Blame thy neighbor
The Ivorian leader Laurent Gbagbo has called for international sanctions on neighboring countries he claims are implicated in his nation's civil war. This was in response to a leaked United Nations report which blamed government forces and rebels and speaks of mass executions, torture, rape and death squads.
Mr Gbagbo called for the UN to name the countries involved, according to the BBC but, not shockingly, says abuses committed by his forces should not be compared with those committed by the rebels.
Gbagbo has been critical of neighbors Mali and particularly Burkina Faso, for alleged support of Ivorian rebels; not surprising since Malian and Burkinabe residents of Côte d'Ivoire are the primary targets of xenophobic violence advocated by many of Gbagbo's supporters. Though other African countries, such as Guinea and Angola, are widely suspected of supporting the government forces.
No word on if the target of Gbagbo's call for sanctions on foreign meddlers includes his allies.
Given Burkina Faso's role in destabilizing other West African countries, most notably Liberia and Sierra Leone, Gbagbo's claim probably has some basis in truth. But it reminds me of the French saying 'L'arbre qui cache la forêt': the forest that hides the trees. It could well be one of those things with just enough credibility to be a small truth that is used to hide a greater truth.
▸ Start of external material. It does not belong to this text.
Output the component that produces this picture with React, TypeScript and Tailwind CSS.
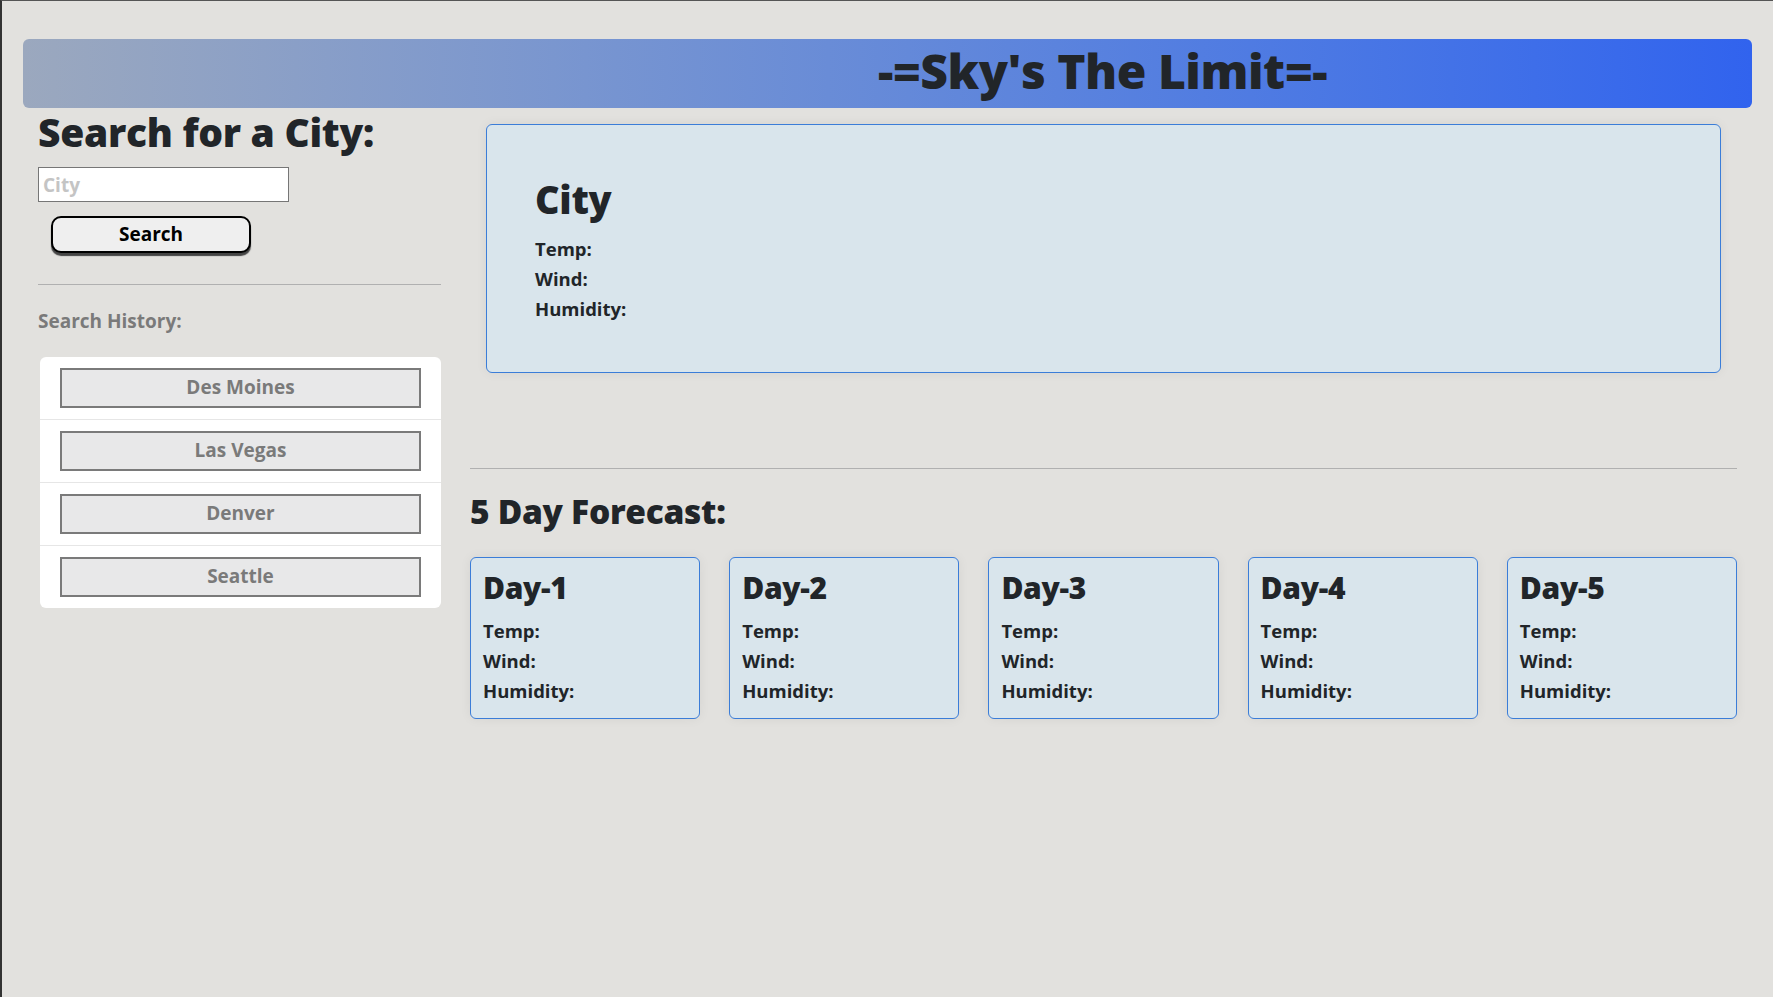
import React from 'react';

const history = ['Des Moines', 'Las Vegas', 'Denver', 'Seattle'];
const days = ['Day-1', 'Day-2', 'Day-3', 'Day-4', 'Day-5'];

const Stats: React.FC<{ className?: string }> = ({ className }) => (
  <div className={className}>
    <p className="h-[30px] leading-[30px]">Temp:</p>
    <p className="h-[30px] leading-[30px]">Wind:</p>
    <p className="h-[30px] leading-[30px]">Humidity:</p>
  </div>
);

const App: React.FC = () => {
  return (
    <div
      className="min-h-screen bg-[#e2e1de] border-t border-t-[#555] border-l-2 border-l-[#333] text-[#212529] pb-10"
      style={{ fontFamily: '"Open Sans", Lato, sans-serif' }}
    >
      {/* Header */}
      <header className="mx-[21px] mt-[38px] h-[69px] rounded-md bg-gradient-to-r from-[#9ba8be] to-[#3163ee] flex items-center justify-center pl-[430px] pb-[6px]">
        <h1 className="text-[48px] font-extrabold leading-none tracking-[-0.5px]">-=Sky's The Limit=-</h1>
      </header>

      <main className="flex pl-[36px] pr-[36px]">
        {/* Left column */}
        <aside className="w-[403px] shrink-0">
          <h2 className="text-[39px] font-extrabold leading-[48px] tracking-[-0.3px]">Search for a City:</h2>
          <input
            type="text"
            placeholder="City"
            className="block mt-[11px] w-[251px] h-[35px] bg-white border border-[#767676] px-1 text-[19px] font-bold placeholder:text-[#c4c4c4]"
          />
          <button className="block mt-[14px] ml-[13px] w-[200px] h-[37px] rounded-[10px] border-2 border-black bg-[#efefef] shadow-[0_3px_1px_#444] text-[19px] font-bold text-black leading-none">
            Search
          </button>
          <hr className="mt-[31px] border-0 border-t border-[#b0b0b0]" />
          <p className="mt-[24px] text-[19px] font-bold text-[#7a7a7a] leading-[24px]">Search History:</p>
          <ul className="mt-[24px] ml-[2px] bg-white rounded-md divide-y divide-[#e6e6e6]">
            {history.map(city => (
              <li key={city} className="px-[20px] py-[11px]">
                <button className="w-full h-[40px] border-2 border-[#7a7a7a] bg-[#e8e8e9] text-[19px] font-bold text-[#7a7a7a] leading-none pb-[2px]">
                  {city}
                </button>
              </li>
            ))}
          </ul>
        </aside>

        {/* Right column */}
        <section className="flex-1 ml-[29px]">
          <div className="mx-[16px] mt-[16px] h-[249px] rounded-md border border-[#3b7dd8] bg-[#d9e5ec] shadow-[0_0_12px_rgba(0,0,0,0.06)] pl-[48px] pt-[50px]">
            <h2 className="text-[38px] font-extrabold leading-[48px] tracking-[-0.3px]">City</h2>
            <Stats className="mt-[11px] text-[18.5px] font-bold" />
          </div>

          <hr className="mt-[95px] border-0 border-t border-[#b0b0b0]" />
          <h2 className="mt-[22px] text-[33.5px] font-extrabold leading-[40px] tracking-[-0.3px]">5 Day Forecast:</h2>

          <div className="mt-[26px] grid grid-cols-5 gap-[29px]">
            {days.map(day => (
              <div
                key={day}
                className="h-[162px] rounded-md border border-[#3b7dd8] bg-[#d9e5ec] shadow-[0_0_12px_rgba(0,0,0,0.06)] px-[12px] pt-[12px]"
              >
                <h3 className="text-[30px] font-extrabold leading-[36px] tracking-[-0.3px]">{day}</h3>
                <Stats className="mt-[10px] text-[18.5px] font-bold" />
              </div>
            ))}
          </div>
        </section>
      </main>
    </div>
  );
};

export default App;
Namely, the Pandora's Box of Ivoirité (nationalist xenophobia) opened by former strongman Henri Konan Bédié and seized on to by Gbagbo has destroyed the country.
"On both sides of the conflict women were used to assuage the bestial appetites of the combatants, some of whom were under the influence of drugs," according to the UN report as quoted by the French daily Libération.
Tragically, sexual violence perpetrated by drugged up wanna-be Rambos (some of whom you wouldn't think are even old enough for physical act of sex) is an increasingly common horror of 'modern' wars.